El dictador: buen fabricante de nostalgias.
En los últimos diez años perdí a mi Venezuela de carne y hueso. Cuando decidí salir del país, muy probablemente para no regresar jamás, lo hice porque ya no se parecía en absoluto a la Venezuela que yo había conocido por años. Esa Venezuela existía ya solamente de las puertas de mi casa para adentro y en algunos sitios selectos del país, como los pequeños pueblos andinos. Al salir de mi casa todo lo que veía, oía y olía contrariaba profundamente mi visión de lo que un país debe ser. Me enfrentaba a una suciedad denigrante, a un tráfico caótico, a un índice de criminalidad que me hacía sentir francamente inseguro, yo, quien jamás había sentido tal sensación. Mis días estaban llenos de momentos traumáticos que no tenían nada que ver con la calidad de la vida: protestando los apagones frecuentes en las oficinas de Eleoccidente, esos nidos de indiferente incompetencia; esperando un par de horas en una cola bancaria para cambiar un modesto cheque; atracado en un lío de tráfico entre Valencia y Puerto Cabello; involucrado en la misión imposible de buscar vegetales y frutas frescas en Tocuyito.
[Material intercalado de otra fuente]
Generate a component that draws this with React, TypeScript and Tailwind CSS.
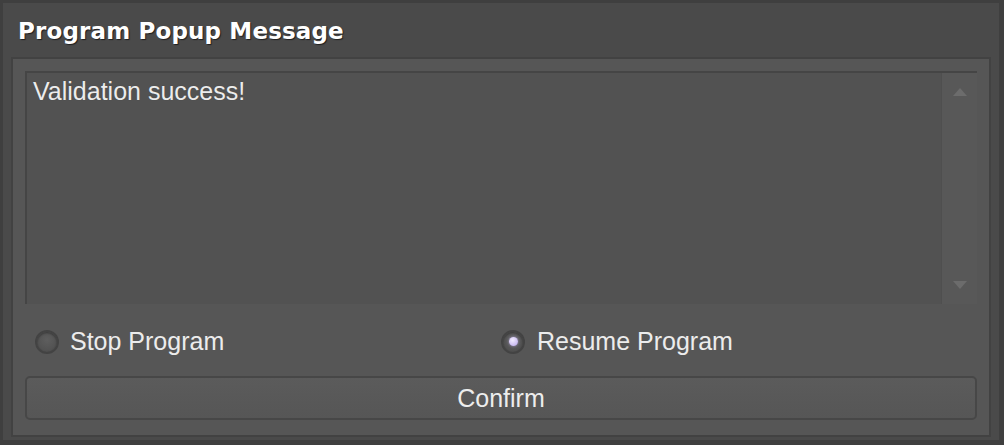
import { useState } from 'react'

function Radio({ checked }: { checked: boolean }) {
  return (
    <span className="flex h-[24px] w-[24px] items-center justify-center rounded-full border-2 border-[#434343] bg-[radial-gradient(circle_at_50%_40%,#5e5e5e,#4c4c4c)] shadow-[inset_0_1px_2px_rgba(0,0,0,0.35)]">
      {checked && (
        <span className="h-[9px] w-[9px] rounded-full bg-[radial-gradient(circle_at_40%_35%,#f2ecff,#b9a6ec)] shadow-[0_0_3px_rgba(200,185,245,0.7)]" />
      )}
    </span>
  )
}

export default function App() {
  const [mode, setMode] = useState<'stop' | 'resume'>('resume')

  return (
    <div className="flex h-[445px] w-[1004px] flex-col border-t-[3px] border-r-[5px] border-b-[5px] border-l-[3px] border-[#3f3f3f] bg-[#4a4a4a] font-['Liberation_Sans',Arial,sans-serif] text-[#ececec]">
      <div className="flex h-[54px] shrink-0 items-center pt-[3px] pl-[15px]">
        <h1 className="font-['DejaVu_Sans',sans-serif] text-[23px] leading-none font-bold tracking-[0.15px] text-white [text-shadow:1px_1px_1px_rgba(0,0,0,0.6)]">
          Program Popup Message
        </h1>
      </div>

      <div className="mx-[8px] mb-[3px] flex flex-1 flex-col border-2 border-[#424242] bg-[#565656] px-[12px] pt-[12px] pb-[12px]">
        <div className="flex h-[233px] border-t-2 border-l-2 border-[#454545] bg-[#525252]">
          <p className="flex-1 pt-[3px] pl-[6px] text-[25px] leading-[30px] [text-shadow:0_0_1px_rgba(0,0,0,0.2)]">
            Validation success!
          </p>
          <div className="flex w-[36px] flex-col items-center justify-between border-l border-[#4f4f4f] bg-[#585858] py-[15px]">
            <svg width="14" height="8" viewBox="0 0 14 8">
              <path d="M7 0 L14 8 L0 8 Z" fill="#6c6c6c" />
            </svg>
            <svg width="14" height="8" viewBox="0 0 14 8">
              <path d="M0 0 L14 0 L7 8 Z" fill="#6c6c6c" />
            </svg>
          </div>
        </div>

        <div className="grid h-[72px] grid-cols-2 items-center pt-[3px]">
          <button
            type="button"
            onClick={() => setMode('stop')}
            className="flex items-center gap-[11px] pl-[10px] text-left text-[25px]"
          >
            <Radio checked={mode === 'stop'} />
            <span>Stop Program</span>
          </button>
          <button
            type="button"
            onClick={() => setMode('resume')}
            className="flex items-center gap-[12px] pl-0 text-left text-[25px]"
          >
            <Radio checked={mode === 'resume'} />
            <span>Resume Program</span>
          </button>
        </div>

        <button
          type="button"
          className="h-[44px] rounded-[5px] border-2 border-[#474747] bg-[linear-gradient(#5b5b5b,#565656)] text-[25px] leading-none text-[#ededed]"
        >
          Confirm
        </button>
      </div>
    </div>
  )
}
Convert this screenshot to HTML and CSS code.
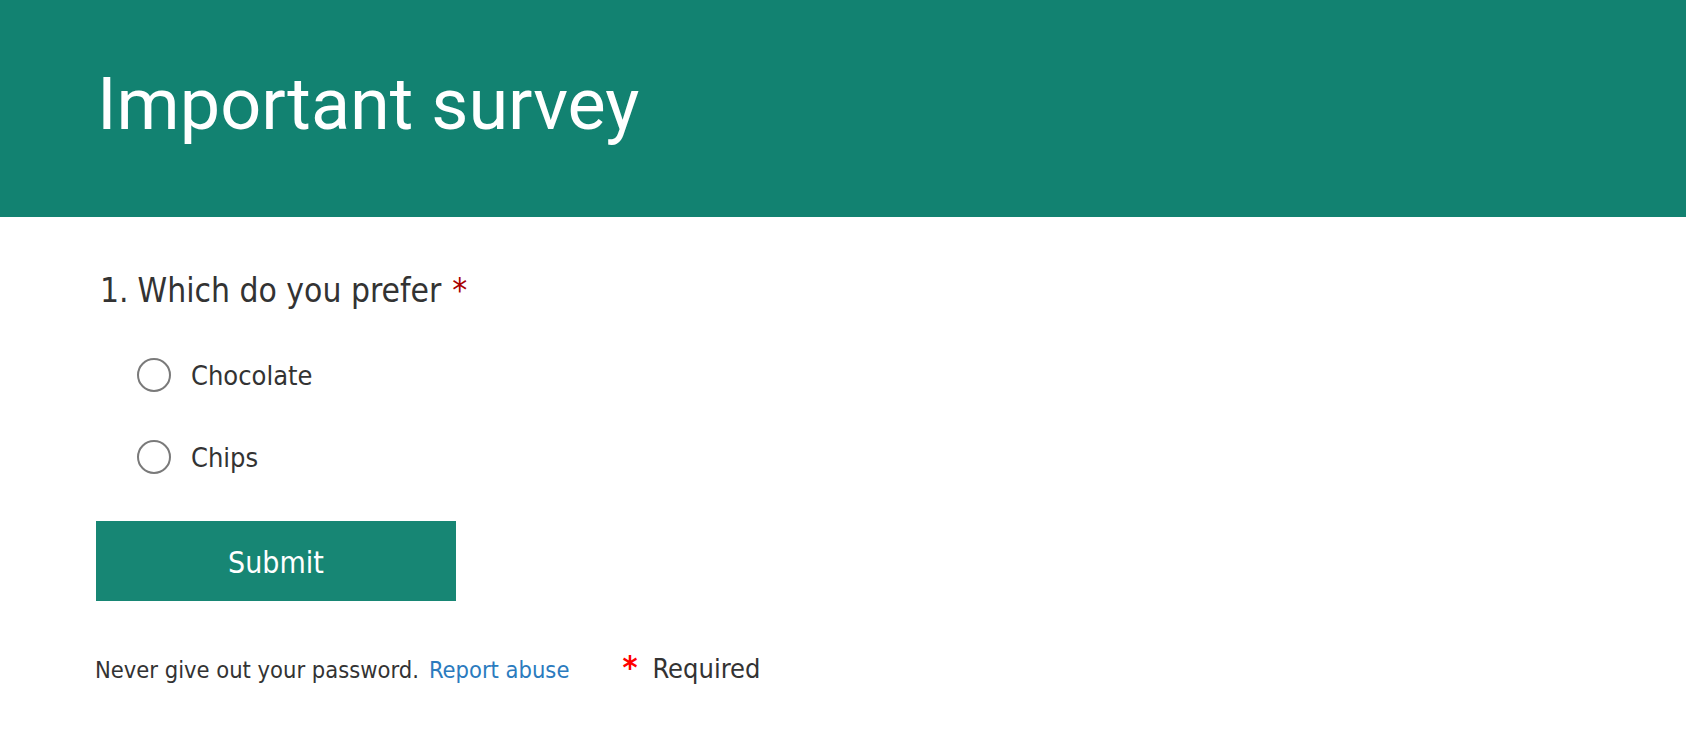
FILE: index.html
```html
<!DOCTYPE html>
<html lang="en">
<head>
<meta charset="utf-8">
<title>Important survey</title>
<link rel="stylesheet" href="styles.css">
</head>
<body>
<header class="banner">
  <h1 class="banner-title">Important survey</h1>
</header>
<main class="form">
  <div class="question">
    <span class="q-num">1.</span><span class="q-text">Which do you prefer</span><span class="q-req">*</span>
  </div>
  <div class="choices">
    <label class="choice"><span class="radio"></span><span class="choice-label">Chocolate</span></label>
    <label class="choice"><span class="radio"></span><span class="choice-label">Chips</span></label>
  </div>
  <button class="submit" type="button">Submit</button>
  <footer class="foot">
    <span class="foot-note">Never give out your password.</span>
    <a class="foot-link" href="#">Report abuse</a>
    <span class="foot-req"><span class="foot-star">*</span>Required</span>
  </footer>
</main>
</body>
</html>
```
FILE: styles.css
```css
html, body {
  margin: 0;
  padding: 0;
  background: #ffffff;
}

body {
  font-family: "DejaVu Sans Condensed", "DejaVu Sans", sans-serif;
  font-stretch: condensed;
  color: #333333;
}

.banner {
  box-sizing: border-box;
  height: 217px;
  background: #128271;
  padding: 69px 0 0 97px;
}

.banner-title {
  margin: 0;
  font-family: Roboto, "Liberation Sans", sans-serif;
  font-stretch: normal;
  font-weight: 400;
  font-size: 72px;
  line-height: 1;
  color: #ffffff;
}

.form {
  padding: 52px 0 0 96px;
  display: flex;
  flex-direction: column;
  align-items: flex-start;
}

.question {
  font-size: 33.3px;
  line-height: 44px;
  padding-left: 4px;
  display: flex;
  align-items: baseline;
}

.q-num {
  margin-right: 9px;
}

.q-req {
  color: #a80000;
  margin-left: 11px;
}

.choices {
  margin-top: 43px;
  padding-left: 41px;
  display: flex;
  flex-direction: column;
  gap: 42px;
}

.choice {
  display: flex;
  align-items: center;
  height: 40px;
  gap: 20px;
}

.radio {
  box-sizing: border-box;
  width: 34px;
  height: 34px;
  border: 2px solid #7a7a7a;
  border-radius: 50%;
  margin-top: -3px;
  background: #ffffff;
}

.choice-label {
  font-size: 27px;
  line-height: 40px;
}

.submit {
  margin-top: 43px;
  width: 360px;
  height: 80px;
  border: none;
  padding: 3px 0 0 0;
  background: #178674;
  color: #ffffff;
  font-family: inherit;
  font-stretch: condensed;
  font-size: 30px;
  line-height: 1;
  cursor: pointer;
}

.foot {
  margin-top: 48px;
  display: flex;
  align-items: baseline;
  line-height: 36px;
  margin-left: -1px;
}

.foot-note {
  font-size: 23.5px;
}

.foot-link {
  font-size: 23.5px;
  color: #2b7bbe;
  text-decoration: none;
  margin-left: 10px;
}

.foot-req {
  font-size: 27px;
  margin-left: 53px;
  display: flex;
  align-items: baseline;
}

.foot-star {
  color: #ff0000;
  font-size: 32px;
  font-weight: bold;
  margin-right: 15px;
}
```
Y, la guinda en la torta, sin poder escapar de la omnipresencia de una revolución procaz, indecente, pomposa y cursi que había capturado las instituciones, avasallaba todos los espacios públicos y todos los medios. En todas partes, la figura roja de Hugo Chávez despidiendo un fétor compuesto de odio, inferioridad y resentimiento, con el cuál babeaba a mis compatriotas de escasos recursos intelectuales o financieros.
Era demasiado. Llegué a la conclusión de que no podría vivir mucho tiempo allí, en aquella Venezuela de pesadilla. He logrado encontrar la tranquilidad y la felicidad fuera de mi país, debido a la generosidad del país donde estoy pero también al ejercicio intelectual de fabricar mi propia Venezuela, una ilusión quizás, pero no por ello menos poderosa.
En esta Venezuela co-existen las lectura, siempre vivas y emocionantes, de Mariano Picón Salas, Mario Briceño Iragorry, Arturo Uslar Pietri y otros ilustres desaparecidos con mis memorias abundantes de un paseo entre la neblina que rodea el hotel Los Frailes o en el parque Cachamay en Puerto Ordaz; del disfrute de los paisajes áridos de Siquisique y Bucarito o la mágica visión de los vuelos de garzas en lo que fue el Hato Piñero, santuario ecológico hoy abandonado. En mi Venezuela todavía hay retretas pueblerinas, donde los jóvenes aprovechan para verse, así como ferias de pueblo donde la gente va a divertirse sanamente y no a recibir limosnas humillantes del político local. Se puede viajar tranquilamente, sin que ello constituya una lotería en la cuál se puede perder la vida. Es una Venezuela de horizontes, no de nubes tormentosas. En mi Venezuela estoy rodeado por una sociedad solidaria, no hostigado por una colección de tribus dispersas y hostiles que ni siquieran hablan el mismo idioma.
En cierta manera el régimen de Hugo Chávez se ha constituído en el más poderoso fabricante de nuestras nostalgias. La nostalgia no existe cuando la Venezuela real coincide con nuestra visión. Existe cuando esa Venezuela de nuestra visión ha sido reemplazada por un país de pesadilla, degradado, aplastado bajo la bota inculta.
Mi misión muy modesta es ahora la de ayudar a restituir la Venezuela de mi visión. No la veré ya en carne y hueso pero la veo en un futuro en el cuál vivirán mis descendientes. Ellos recordarán que, por un breve tiempo,Venezuela se sumergió en un pantano maloliente, del cuál salió ayudado por quienes no olvidaron lo que habían perdido.